Gibt es denn Unterschiede in der Herangehensweise an wissenschaftliche Probleme?
In der Archäologie kooperieren natur- und humanwissenschaftliche Disziplinen aufs Engste. Man kann sich das so vorstellen: Sondage- und Analysemethoden der Geologie, Physik und Chemie werden gebraucht, um einen Schuh zu finden und seine Herstellung zu rekonstruieren. Geschichte, Soziologie oder Ethnologie können dazu beitragen zu verstehen, wer ihn unter welchen Umständen getragen und schließlich verloren hat. Im Idealfall kennen wir zum Schluss den Kurzlebenslauf des Schuheigentümers und sein soziales Umfeld. Für einen chinesischen Archäologen sind historische Aufzeichnungen, also Texte und damit die Argumente der Geschichtsforschung häufig wichtiger als die naturwissenschaftlichen Ergebnisse. Das hängt ganz einfach damit zusammen, dass die Geschichtsschreibung in China so früh einsetzt und der erste Historiker Chinas, Sima Qian, im 2. Jahrhundert v. Chr. bereits einen Überblick über zwei Jahrtausende gibt. Debatten um die Zuverlässigkeit seiner Informationen, die er selbst auch nur noch als Überlieferung kannte gibt es, aber die fundamentale Bedeutung der Historiographie auch für die Frühzeit der chinesischen Kultur ist unbestritten. Deutsche Archäologen geben den naturwissenschaftlichen Ergebnissen mehr Gewicht.

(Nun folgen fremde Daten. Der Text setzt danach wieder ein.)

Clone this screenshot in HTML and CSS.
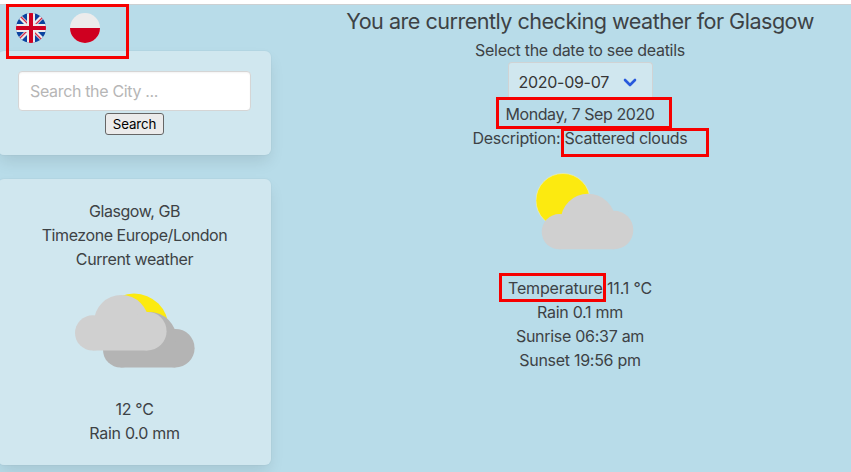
FILE: index.html
```html
<!DOCTYPE html>
<html lang="en">
<head>
<meta charset="utf-8">
<title>Weather</title>
<link rel="stylesheet" href="styles.css">
</head>
<body>
<div class="app">
  <aside class="sidebar">
    <nav class="languages">
      <svg class="flag" viewBox="0 0 30 30" role="img" aria-label="English">
        <clipPath id="round"><circle cx="15" cy="15" r="15"/></clipPath>
        <g clip-path="url(#round)">
          <path fill="#0b43a0" d="M0 0h30v30H0z"/>
          <path stroke="#ececec" stroke-width="4.2" d="M2 2l26 26M28 2L2 28"/>
          <path stroke="#d52b48" stroke-width="1.3" d="M4 3l9 9M27 4l-9 9M3 26l9-9M18 19l8 8"/>
          <path stroke="#ececec" stroke-width="8" d="M15 0v30M0 15h30"/>
          <path stroke="#cf0020" stroke-width="4" d="M15 0v30M0 15h30"/>
        </g>
      </svg>
      <svg class="flag" viewBox="0 0 30 30" role="img" aria-label="Polski">
        <circle cx="15" cy="15" r="15" fill="#ececec"/>
        <path fill="#cf0020" d="M0 15h30a15 15 0 0 1-30 0z"/>
      </svg>
    </nav>
    <form class="card search">
      <input class="search-input" type="text" placeholder="Search the City ...">
      <button class="search-button" type="button">Search</button>
    </form>
    <section class="card current">
      <p class="city">Glasgow, GB</p>
      <p class="timezone">Timezone Europe/London</p>
      <p class="now">Current weather</p>
      <svg class="current-icon" viewBox="0 0 120 76">
        <circle cx="59" cy="35" r="34.500" fill="#fcea10"/>
        <use href="#cloud" fill="#b4b4b4" x="22.300" y="-1.800"/>
        <use href="#cloud" fill="#d0d0d0" x="-5.700" y="-18.800"/>
      </svg>
      <p class="degrees">12 °C</p>
      <p class="rain-now">Rain 0.0 mm</p>
    </section>
  </aside>
  <main class="forecast">
    <h1 class="title">You are currently checking weather for Glasgow</h1>
    <p class="hint">Select the date to see deatils</p>
    <div class="date-select"><span>2020-09-07</span>
      <svg class="chevron" viewBox="0 0 14 9"><path d="M2 2l5 5 5-5"/></svg>
    </div>
    <p class="date">Monday, 7 Sep 2020</p>
    <p class="description">Description: Scattered clouds</p>
    <svg class="forecast-icon" viewBox="0 0 98 77">
      <defs>
        <g id="cloud">
          <circle cx="23.300" cy="58.700" r="17.600"/>
          <circle cx="52" cy="48" r="27.300"/>
          <circle cx="78" cy="57" r="19.300"/>
          <path d="M23.300 50H78v26.300H23.300z"/>
        </g>
      </defs>
      <circle cx="27" cy="27.500" r="27" fill="#fcea10" stroke="#f4f3b2" stroke-width=".6"/>
      <use href="#cloud" fill="#d0d0d0"/>
    </svg>
    <p class="temperature">Temperature 11.1 °C</p>
    <p class="rain">Rain 0.1 mm</p>
    <p class="sunrise">Sunrise 06:37 am</p>
    <p class="sunset">Sunset 19:56 pm</p>
  </main>
  <div class="mark mark-languages"></div>
  <div class="mark mark-date"></div>
  <div class="mark mark-description"></div>
  <div class="mark mark-temperature"></div>
</div>
</body>
</html>
```
FILE: styles.css
```css
* { box-sizing: border-box; }
body { margin: 0; background: #fff; color: #3d4245; font: 16px/24px Inter, "Liberation Sans", sans-serif; letter-spacing: -.28px; }
p, h1 { margin: 0; white-space: nowrap; }
.app { position: relative; height: 472px; border-top: 4px solid #fff; background: #b8dce9; display: flex; overflow: hidden; box-shadow: inset 0 1px #ccd0d2; }
.sidebar { width: 271px; flex: none; }
.languages { height: 47px; padding: 9px 0 0 16px; display: flex; gap: 24px; }
.flag { width: 30px; height: 30px; flex: none; }
.card { margin-left: -2px; background: #d0e7ef; border-radius: 6px; box-shadow: 0 8px 16px -2px rgba(10,10,10,.1), 0 0 0 1px rgba(10,10,10,.02); display: flex; flex-direction: column; align-items: center; }
.search { height: 104px; padding-top: 20px; margin-bottom: 24px; }
.search-input { width: 233px; height: 40px; border: 1px solid #d5d5d5; border-radius: 4px; padding: 0 11px; font: inherit; letter-spacing: -.34px; background: #fff; box-shadow: inset 0 1px 2px rgba(10,10,10,.05); }
.search-input::placeholder { color: #b6b6b6; opacity: 1; }
.search-button { width: 59px; height: 22px; margin-top: 2px; padding: 0; border: 1px solid #666; border-radius: 3px; background: #ebebeb; color: #000; font: 13.3px/18px Inter, sans-serif; letter-spacing: -.1px; }
.current { height: 286px; padding-top: 20px; }
.city { letter-spacing: -.42px; }
.timezone { letter-spacing: -.43px; }
.now { letter-spacing: -.38px; }
.current-icon { width: 120px; height: 76px; margin: 22px 0 28px; flex: none; }
.forecast { width: 542px; margin-left: 38px; padding-top: 3px; display: flex; flex-direction: column; align-items: center; }
.title { font-size: 21.6px; line-height: 28px; font-weight: 400; letter-spacing: -.52px; }
.hint { margin-top: 3px; }
.date-select { width: 145px; height: 36px; margin-bottom: 4px; padding: 0 15px 0 10px; border: 1px solid #d0d3d4; border-bottom: 0; border-radius: 4px 4px 0 0; background: #d0e7ef; color: #363636; display: flex; align-items: center; justify-content: space-between; line-height: 38px; padding-top: 3px; }
.chevron { width: 14px; height: 9px; fill: none; stroke: #2859dc; stroke-width: 2.6; stroke-linecap: round; stroke-linejoin: round; }
.date { letter-spacing: -.42px; }
.forecast-icon { width: 98px; height: 77px; margin: 23px 0 26px 10px; flex: none; }
.temperature { letter-spacing: -.15px; }
.mark { position: absolute; border: 3px solid #f60000; }
.mark-languages { left: 6px; top: 0; width: 123px; height: 55px; }
.mark-date { left: 496px; top: 93px; width: 176px; height: 32px; }
.mark-description { left: 561px; top: 124px; width: 148px; height: 29px; }
.mark-temperature { left: 499px; top: 269px; width: 107px; height: 29px; }
```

An welchem Forschungsprojekt arbeiten Sie persönlich denn aktuell?
Wir arbeiten gerade an dem 3000 Jahre alten Bestattungsplatz Liushui in Xinjiang. Es ist der erste derartige Fundplatz, den man in dem Bereich des Kunlun-Gebirges gefunden hat, der durch den Keriya-Fluss unmittelbar mit den Oasen am Rande und in der Taklamakan-Wüste verbunden ist. Er ist noch nie mit solcher Intensität, wie wir sie betreiben, erforscht wurden. Seine Altersbestimmung macht ihn zu einem entscheidenden Puzzlestück im Bild der Entstehung mobiler Wirtschaftsformen in Zentralasien. Es geht um die Phase der Herausbildung von reiternomadischen Gruppen, die im 1. Jahrtausend. v. Chr. die eurasischen Steppen beherrschten und durch Herodot als "Skythen" bekannt wurden.

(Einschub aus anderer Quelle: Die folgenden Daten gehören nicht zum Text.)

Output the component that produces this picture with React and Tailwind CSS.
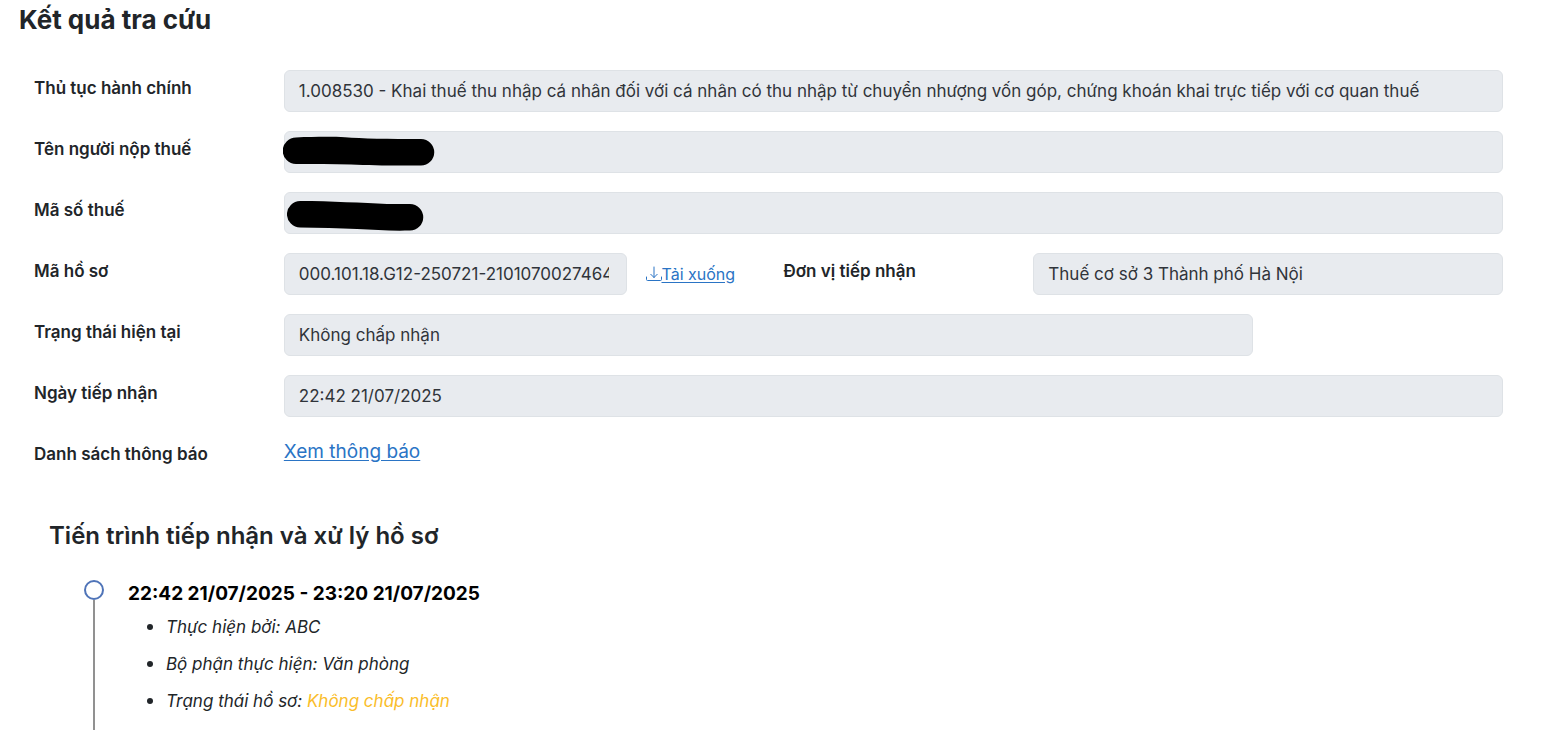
import { useId } from "react";

const labelClass = "col-span-2 px-[15px] pt-[5px] text-[17px] leading-[26px] font-semibold";

function Field({ label, value, span, redaction, children }) {
  const id = useId();
  return (
    <>
      <label htmlFor={id} className={labelClass}>{label}</label>
      <div className={`${span} relative flex items-center px-[15px]`}>
        <input
          id={id}
          readOnly
          defaultValue={value}
          className="h-[42px] w-full min-w-0 flex-1 rounded-md border border-[#dee2e6] bg-[#e8ebef] pr-[17px] pl-[14px] text-[17px] text-[#30343a] outline-none"
        />
        {redaction}
        {children}
      </div>
    </>
  );
}

const rowClass = "grid grid-cols-12";

export default function App() {
  return (
    <main className="min-h-screen overflow-hidden bg-white pr-[49px] pl-[19px] font-['Inter',sans-serif] text-[#212529]">
      <h1 className="pt-[3px] text-[26px] leading-[34px] font-bold">Kết quả tra cứu</h1>

      <form className="mt-[33px] flex flex-col gap-[19px]">
        <div className={rowClass}>
          <Field
            label="Thủ tục hành chính"
            span="col-span-10"
            value="1.008530 - Khai thuế thu nhập cá nhân đối với cá nhân có thu nhập từ chuyển nhượng vốn góp, chứng khoán khai trực tiếp với cơ quan thuế"
          />
        </div>
        <div className={rowClass}>
          <Field
            label="Tên người nộp thuế"
            span="col-span-10"
            value=""
            redaction={
              <svg className="absolute top-[5px] left-[14px]" width="152" height="32" viewBox="0 0 152 32" aria-hidden="true">
                <path d="M13 1.500C32 .7 50 .7 62 1.200C78 2.500 106 3 138 3A13.250 13.250 0 0 1 138 29.500C110 29.700 88 29.500 68 28.500C50 28 30 28 13 28A13.250 13.250 0 0 1 13 1.500Z" />
              </svg>
            }
          />
        </div>
        <div className={rowClass}>
          <Field
            label="Mã số thuế"
            span="col-span-10"
            value=""
            redaction={
              <svg className="absolute top-[7px] left-[18px]" width="138" height="33" viewBox="0 0 138 33" aria-hidden="true">
                <path d="M13.200 2C44 2 76 4 100 5L123 5A13.200 13.200 0 0 1 123 31.500C104 32 88 31 70 30C52 29 32 29 13.200 28.500A13.200 13.200 0 0 1 13.200 2Z" />
              </svg>
            }
          />
        </div>
        <div className={rowClass}>
          <Field label="Mã hồ sơ" span="col-span-4" value="000.101.18.G12-250721-2101070027464">
            <a href="#download" className="ml-[19px] flex w-[108px] items-center text-[16px] text-[#2a74c5] underline underline-offset-2">
              <svg width="16" height="16" viewBox="0 0 16 16" fill="none" stroke="currentColor" strokeWidth="1" strokeLinecap="round" strokeLinejoin="round" aria-hidden="true">
                <path d="M.5 11v2.500a1 1 0 0 0 1 1h13a1 1 0 0 0 1-1V11M8 1v10.500M4.800 8.300 8 11.500l3.200-3.200" />
              </svg>
              Tải xuống
            </a>
          </Field>
          <Field label="Đơn vị tiếp nhận" span="col-span-4" value="Thuế cơ sở 3 Thành phố Hà Nội" />
        </div>
        <div className={rowClass}>
          <Field label="Trạng thái hiện tại" span="col-span-8" value="Không chấp nhận" />
        </div>
        <div className={rowClass}>
          <Field label="Ngày tiếp nhận" span="col-span-10" value="22:42 21/07/2025" />
        </div>
        <div className={rowClass}>
          <div className={labelClass}>Danh sách thông báo</div>
          <div className="col-span-10 px-[15px] pt-[2px]">
            <a href="#notices" className="text-[19px] leading-[28px] text-[#2a74c5] underline underline-offset-2">Xem thông báo</a>
          </div>
        </div>
      </form>

      <section className="mt-[53px] pl-[30px]">
        <h2 className="text-[24px] leading-[32px] font-semibold">Tiến trình tiếp nhận và xử lý hồ sơ</h2>
        <ol className="mt-[28px] pl-[35px]">
          <li className="flex gap-6">
            <div className="flex w-5 flex-col items-center" aria-hidden="true">
              <span className="size-5 rounded-full border-2 border-[#4f74b8]" />
              <span className="w-[2px] flex-1 bg-[#919191]" />
            </div>
            <div className="pb-8">
              <h3 className="text-[19px] leading-[28px] font-bold text-black">22:42 21/07/2025 - 23:20 21/07/2025</h3>
              <ul className="flex list-disc flex-col gap-[10px] pt-[5px] pl-[38px] text-[17px] leading-[26px] marker:text-[20px]">
                <li><em>Thực hiện bởi: ABC</em></li>
                <li><em>Bộ phận thực hiện: Văn phòng</em></li>
                <li><em>Trạng thái hồ sơ: <span className="text-[#fabd2a]">Không chấp nhận</span></em></li>
              </ul>
            </div>
          </li>
        </ol>
      </section>
    </main>
  );
}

Was reizt Sie persönlich an China?
Das große Rätsel der unheimlichen Assoziationskraft der chinesischen Kultur über Jahrtausende hinweg.
Vielen Dank für das Gespräch, Frau Wagner, und noch eine letzte persönliche Frage zum Schluss: Was vermissen Sie denn an China, wenn Sie wieder in Deutschland sind?
Wagner (lacht): Die weit verbreitete Vorfreude auf die Zukunft.